══ Data rows ══

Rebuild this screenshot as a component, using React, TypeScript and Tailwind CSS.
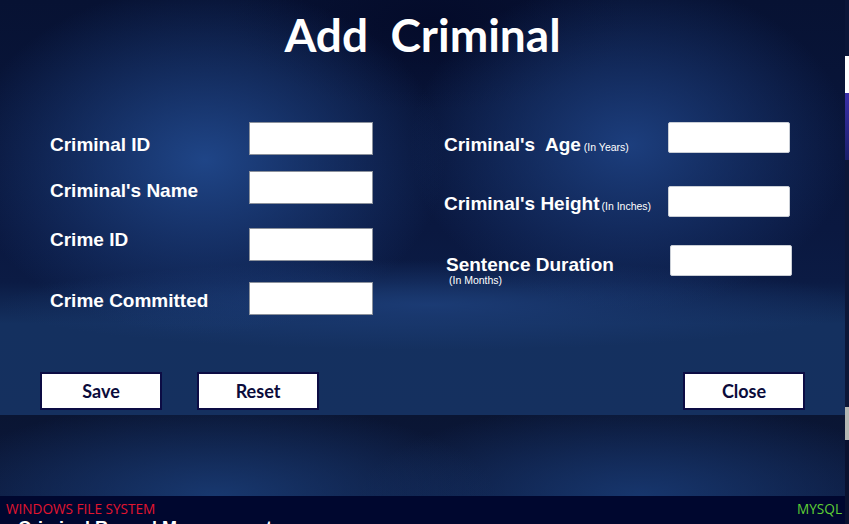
import React from 'react'

const label = "font-['Liberation_Sans',Arial,sans-serif] font-bold text-[19px] leading-[20px] text-white whitespace-pre"
const hint = "font-['Liberation_Sans',Arial,sans-serif] font-normal text-[10.5px] text-white"
const field = "bg-white border border-[#8b919c] h-[33px] w-[124px]"
const fieldR = "bg-white border border-[#c9ced6] rounded-[2px] h-[31px] w-[122px]"
const btn = "h-[38px] w-[122px] bg-white border-2 border-[#0c0c44] flex items-center justify-center font-['Lato',sans-serif] font-bold text-[18px] text-[#0b0b3b]"

export default function App() {
  return (
    <div className="flex w-[849px] h-[524px] overflow-hidden bg-[#0c1738]">
      <div className="flex flex-col w-[845px] shrink-0">
        {/* main form panel */}
        <div className="h-[415px] flex flex-col bg-[radial-gradient(ellipse_240px_175px_at_205px_160px,#1f4587_0%,transparent_100%),radial-gradient(ellipse_220px_165px_at_630px_145px,#1c3e7d_0%,transparent_100%),radial-gradient(ellipse_430px_45px_at_430px_305px,#1b3b74_0%,transparent_100%),radial-gradient(ellipse_200px_90px_at_430px_20px,#040b2a_0%,transparent_100%),linear-gradient(to_bottom,#071233_0%,#0a1840_55%,#0b1b44_68%,#14305f_78%,#15305f_100%)]">
          <div className="pt-[7px] text-center font-['Lato',sans-serif] font-bold text-[46px] leading-[55px] text-white whitespace-pre">
            Add  Criminal
          </div>

          <div className="flex items-start mt-[60px] pl-[50px]">
            {/* left column */}
            <div className="flex flex-col">
              <div className="flex">
                <div className={`${label} w-[199px] pt-[13px]`}>Criminal ID</div>
                <div className={field} />
              </div>
              <div className="flex mt-[16px]">
                <div className={`${label} w-[199px] pt-[10px]`}>Criminal's Name</div>
                <div className={field} />
              </div>
              <div className="flex mt-[24px]">
                <div className={`${label} w-[199px] pt-[2px]`}>Crime ID</div>
                <div className={field} />
              </div>
              <div className="flex mt-[21px]">
                <div className={`${label} w-[199px] pt-[9px]`}>Crime Committed</div>
                <div className={field} />
              </div>
            </div>

            {/* right column */}
            <div className="flex flex-col ml-[71px]">
              <div className="flex h-[31px]">
                <div className={`${label} w-[224px] pt-[13px]`}>
                  Criminal's  Age<span className={`${hint} ml-[3px]`}>(In Years)</span>
                </div>
                <div className={fieldR} />
              </div>
              <div className="flex mt-[33px]">
                <div className={`${label} w-[224px] pt-[8px]`}>
                  Criminal's Height<span className={`${hint} ml-[2px]`}>(In Inches)</span>
                </div>
                <div className={fieldR} />
              </div>
              <div className="flex mt-[28px]">
                <div className="w-[226px] pl-[2px] pt-[10px] flex flex-col">
                  <div className={label}>Sentence Duration</div>
                  <div className={`${hint} leading-[11px] pl-[3px]`}>(In Months)</div>
                </div>
                <div className={fieldR} />
              </div>
            </div>
          </div>

          <div className="flex mt-[57px] pl-[40px] pr-[40px]">
            <button className={btn}>Save</button>
            <button className={`${btn} ml-[35px]`}>Reset</button>
            <button className={`${btn} ml-auto`}>Close</button>
          </div>
        </div>

        {/* lower panel */}
        <div className="h-[81px] bg-[radial-gradient(ellipse_280px_95px_at_215px_100%,#18386f_0%,transparent_100%),radial-gradient(ellipse_280px_95px_at_640px_100%,#17366d_0%,transparent_100%),linear-gradient(to_bottom,#0a1533,#0c1a3e)]" />

        {/* status bar */}
        <div className="h-[28px] bg-[#00072f] overflow-hidden">
          <div className="flex justify-between pt-[4px] pl-[6px] pr-[3px] font-['Open_Sans',sans-serif] text-[13.6px] leading-[18px]">
            <span className="text-[#e3152f]">WINDOWS FILE SYSTEM</span>
            <span className="text-[#5fcf35]">MYSQL</span>
          </div>
          <div className="pl-[18px] font-['Liberation_Sans',Arial,sans-serif] font-bold text-[18px] leading-[20px] text-white">
            Criminal Record Management
          </div>
        </div>
      </div>

      {/* window behind, right edge */}
      <div className="flex flex-col w-[4px] h-full">
        <div className="h-[56px] bg-[#0b1638]" />
        <div className="h-[37px] bg-white" />
        <div className="h-[67px] bg-[linear-gradient(to_bottom,#3a30a8,#1a1f6a)]" />
        <div className="h-[247px] bg-[#0c1738]" />
        <div className="h-[33px] bg-[#b4b8b4]" />
        <div className="flex-1 bg-[#0a1230]" />
      </div>
    </div>
  )
}
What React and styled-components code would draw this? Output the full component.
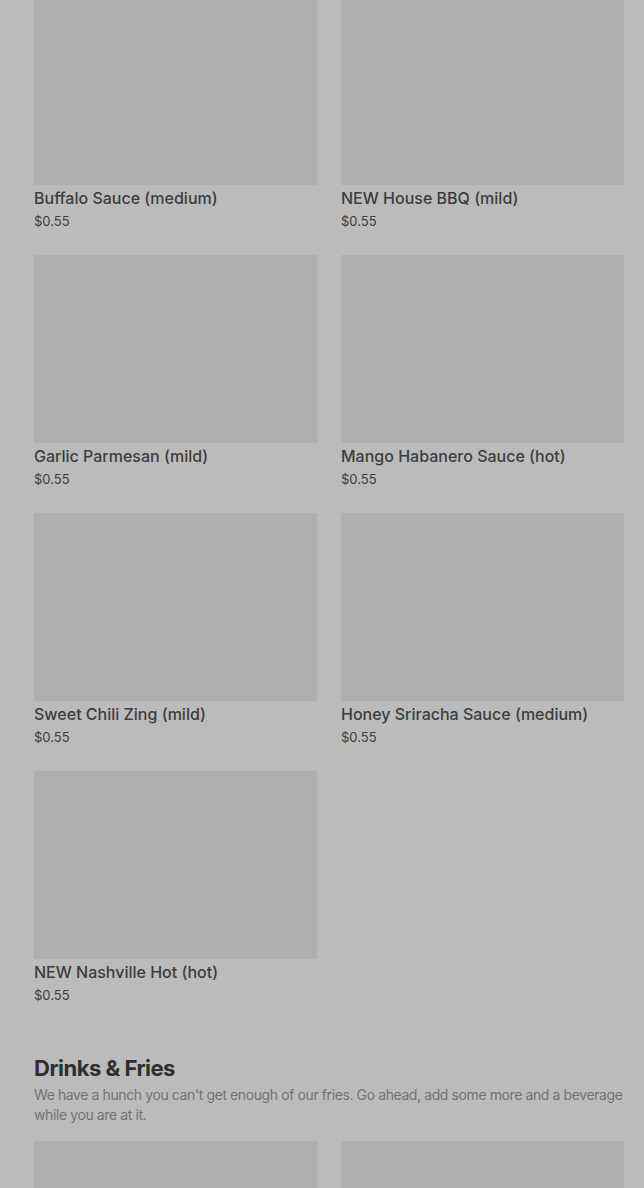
import React from "react";
import styled, { createGlobalStyle } from "styled-components";

const GlobalStyle = createGlobalStyle`
  html, body {
    margin: 0;
    padding: 0;
    background: #bbbbbb;
  }
  body {
    font-family: Inter, "Noto Sans", "Liberation Sans", sans-serif;
    -webkit-font-smoothing: antialiased;
  }
`;

const Page = styled.main`
  margin-top: -3px;
  padding: 0 20px 40px 34px;
`;

const Section = styled.section`
  & + & {
    margin-top: 48px;
  }
`;

const SectionTitle = styled.h2`
  margin: 0;
  font-size: 22px;
  line-height: 28px;
  font-weight: 700;
  letter-spacing: -0.5px;
  color: #2f2f2f;
`;

const SectionText = styled.p`
  margin: 3px 0 16px;
  font-size: 14px;
  line-height: 20px;
  color: #737373;
  letter-spacing: -0.4px;
`;

const Grid = styled.div`
  display: grid;
  grid-template-columns: 283px 283px;
  column-gap: 24px;
  row-gap: 23px;
`;

const Card = styled.article`
  display: flex;
  flex-direction: column;
`;

const Photo = styled.div`
  height: 188px;
  background: #afafaf;
`;

const Name = styled.h3`
  margin: 1px 0 0;
  font-size: 16px;
  line-height: 24px;
  font-weight: 500;
  color: #3d3d3d;
`;

const Price = styled.span`
  font-size: 13px;
  line-height: 22px;
  color: #3d3d3d;
`;

const sauces = [
  ["Buffalo Sauce (medium)", "$0.55"],
  ["NEW House BBQ (mild)", "$0.55"],
  ["Garlic Parmesan (mild)", "$0.55"],
  ["Mango Habanero Sauce (hot)", "$0.55"],
  ["Sweet Chili Zing (mild)", "$0.55"],
  ["Honey Sriracha Sauce (medium)", "$0.55"],
  ["NEW Nashville Hot (hot)", "$0.55"],
];

const drinks = [
  ["Regular Fries", "$2.99"],
  ["Large Fries", "$3.99"],
  ["Fountain Drink", "$2.49"],
  ["Bottled Water", "$1.99"],
];

function Item({ name, price }) {
  return (
    <Card>
      <Photo />
      <Name>{name}</Name>
      <Price>{price}</Price>
    </Card>
  );
}

export default function App() {
  return (
    <>
      <GlobalStyle />
      <Page>
        <Section>
          <Grid>
            {sauces.map(([n, p]) => (
              <Item key={n} name={n} price={p} />
            ))}
          </Grid>
        </Section>
        <Section>
          <SectionTitle>Drinks &amp; Fries</SectionTitle>
          <SectionText>
            We have a hunch you can't get enough of our fries. Go ahead, add some more and a beverage while you are at it.
          </SectionText>
          <Grid>
            {drinks.map(([n, p]) => (
              <Item key={n} name={n} price={p} />
            ))}
          </Grid>
        </Section>
      </Page>
    </>
  );
}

═══

Set exercise - From the material above, copy everything exactly but the pictures.

Output of the task -
Rebuild this screenshot as a component, using React, TypeScript and Tailwind CSS.
import React from 'react'

const label = "font-['Liberation_Sans',Arial,sans-serif] font-bold text-[19px] leading-[20px] text-white whitespace-pre"
const hint = "font-['Liberation_Sans',Arial,sans-serif] font-normal text-[10.5px] text-white"
const field = "bg-white border border-[#8b919c] h-[33px] w-[124px]"
const fieldR = "bg-white border border-[#c9ced6] rounded-[2px] h-[31px] w-[122px]"
const btn = "h-[38px] w-[122px] bg-white border-2 border-[#0c0c44] flex items-center justify-center font-['Lato',sans-serif] font-bold text-[18px] text-[#0b0b3b]"

export default function App() {
  return (
    <div className="flex w-[849px] h-[524px] overflow-hidden bg-[#0c1738]">
      <div className="flex flex-col w-[845px] shrink-0">
        {/* main form panel */}
        <div className="h-[415px] flex flex-col bg-[radial-gradient(ellipse_240px_175px_at_205px_160px,#1f4587_0%,transparent_100%),radial-gradient(ellipse_220px_165px_at_630px_145px,#1c3e7d_0%,transparent_100%),radial-gradient(ellipse_430px_45px_at_430px_305px,#1b3b74_0%,transparent_100%),radial-gradient(ellipse_200px_90px_at_430px_20px,#040b2a_0%,transparent_100%),linear-gradient(to_bottom,#071233_0%,#0a1840_55%,#0b1b44_68%,#14305f_78%,#15305f_100%)]">
          <div className="pt-[7px] text-center font-['Lato',sans-serif] font-bold text-[46px] leading-[55px] text-white whitespace-pre">
            Add  Criminal
          </div>

          <div className="flex items-start mt-[60px] pl-[50px]">
            {/* left column */}
            <div className="flex flex-col">
              <div className="flex">
                <div className={`${label} w-[199px] pt-[13px]`}>Criminal ID</div>
                <div className={field} />
              </div>
              <div className="flex mt-[16px]">
                <div className={`${label} w-[199px] pt-[10px]`}>Criminal's Name</div>
                <div className={field} />
              </div>
              <div className="flex mt-[24px]">
                <div className={`${label} w-[199px] pt-[2px]`}>Crime ID</div>
                <div className={field} />
              </div>
              <div className="flex mt-[21px]">
                <div className={`${label} w-[199px] pt-[9px]`}>Crime Committed</div>
                <div className={field} />
              </div>
            </div>

            {/* right column */}
            <div className="flex flex-col ml-[71px]">
              <div className="flex h-[31px]">
                <div className={`${label} w-[224px] pt-[13px]`}>
                  Criminal's  Age<span className={`${hint} ml-[3px]`}>(In Years)</span>
                </div>
                <div className={fieldR} />
              </div>
              <div className="flex mt-[33px]">
                <div className={`${label} w-[224px] pt-[8px]`}>
                  Criminal's Height<span className={`${hint} ml-[2px]`}>(In Inches)</span>
                </div>
                <div className={fieldR} />
              </div>
              <div className="flex mt-[28px]">
                <div className="w-[226px] pl-[2px] pt-[10px] flex flex-col">
                  <div className={label}>Sentence Duration</div>
                  <div className={`${hint} leading-[11px] pl-[3px]`}>(In Months)</div>
                </div>
                <div className={fieldR} />
              </div>
            </div>
          </div>

          <div className="flex mt-[57px] pl-[40px] pr-[40px]">
            <button className={btn}>Save</button>
            <button className={`${btn} ml-[35px]`}>Reset</button>
            <button className={`${btn} ml-auto`}>Close</button>
          </div>
        </div>

        {/* lower panel */}
        <div className="h-[81px] bg-[radial-gradient(ellipse_280px_95px_at_215px_100%,#18386f_0%,transparent_100%),radial-gradient(ellipse_280px_95px_at_640px_100%,#17366d_0%,transparent_100%),linear-gradient(to_bottom,#0a1533,#0c1a3e)]" />

        {/* status bar */}
        <div className="h-[28px] bg-[#00072f] overflow-hidden">
          <div className="flex justify-between pt-[4px] pl-[6px] pr-[3px] font-['Open_Sans',sans-serif] text-[13.6px] leading-[18px]">
            <span className="text-[#e3152f]">WINDOWS FILE SYSTEM</span>
            <span className="text-[#5fcf35]">MYSQL</span>
          </div>
          <div className="pl-[18px] font-['Liberation_Sans',Arial,sans-serif] font-bold text-[18px] leading-[20px] text-white">
            Criminal Record Management
          </div>
        </div>
      </div>

      {/* window behind, right edge */}
      <div className="flex flex-col w-[4px] h-full">
        <div className="h-[56px] bg-[#0b1638]" />
        <div className="h-[37px] bg-white" />
        <div className="h-[67px] bg-[linear-gradient(to_bottom,#3a30a8,#1a1f6a)]" />
        <div className="h-[247px] bg-[#0c1738]" />
        <div className="h-[33px] bg-[#b4b8b4]" />
        <div className="flex-1 bg-[#0a1230]" />
      </div>
    </div>
  )
}
What React and styled-components code would draw this? Output the full component.
import React from "react";
import styled, { createGlobalStyle } from "styled-components";

const GlobalStyle = createGlobalStyle`
  html, body {
    margin: 0;
    padding: 0;
    background: #bbbbbb;
  }
  body {
    font-family: Inter, "Noto Sans", "Liberation Sans", sans-serif;
    -webkit-font-smoothing: antialiased;
  }
`;

const Page = styled.main`
  margin-top: -3px;
  padding: 0 20px 40px 34px;
`;

const Section = styled.section`
  & + & {
    margin-top: 48px;
  }
`;

const SectionTitle = styled.h2`
  margin: 0;
  font-size: 22px;
  line-height: 28px;
  font-weight: 700;
  letter-spacing: -0.5px;
  color: #2f2f2f;
`;

const SectionText = styled.p`
  margin: 3px 0 16px;
  font-size: 14px;
  line-height: 20px;
  color: #737373;
  letter-spacing: -0.4px;
`;

const Grid = styled.div`
  display: grid;
  grid-template-columns: 283px 283px;
  column-gap: 24px;
  row-gap: 23px;
`;

const Card = styled.article`
  display: flex;
  flex-direction: column;
`;

const Photo = styled.div`
  height: 188px;
  background: #afafaf;
`;

const Name = styled.h3`
  margin: 1px 0 0;
  font-size: 16px;
  line-height: 24px;
  font-weight: 500;
  color: #3d3d3d;
`;

const Price = styled.span`
  font-size: 13px;
  line-height: 22px;
  color: #3d3d3d;
`;

const sauces = [
  ["Buffalo Sauce (medium)", "$0.55"],
  ["NEW House BBQ (mild)", "$0.55"],
  ["Garlic Parmesan (mild)", "$0.55"],
  ["Mango Habanero Sauce (hot)", "$0.55"],
  ["Sweet Chili Zing (mild)", "$0.55"],
  ["Honey Sriracha Sauce (medium)", "$0.55"],
  ["NEW Nashville Hot (hot)", "$0.55"],
];

const drinks = [
  ["Regular Fries", "$2.99"],
  ["Large Fries", "$3.99"],
  ["Fountain Drink", "$2.49"],
  ["Bottled Water", "$1.99"],
];

function Item({ name, price }) {
  return (
    <Card>
      <Photo />
      <Name>{name}</Name>
      <Price>{price}</Price>
    </Card>
  );
}

export default function App() {
  return (
    <>
      <GlobalStyle />
      <Page>
        <Section>
          <Grid>
            {sauces.map(([n, p]) => (
              <Item key={n} name={n} price={p} />
            ))}
          </Grid>
        </Section>
        <Section>
          <SectionTitle>Drinks &amp; Fries</SectionTitle>
          <SectionText>
            We have a hunch you can't get enough of our fries. Go ahead, add some more and a beverage while you are at it.
          </SectionText>
          <Grid>
            {drinks.map(([n, p]) => (
              <Item key={n} name={n} price={p} />
            ))}
          </Grid>
        </Section>
      </Page>
    </>
  );
}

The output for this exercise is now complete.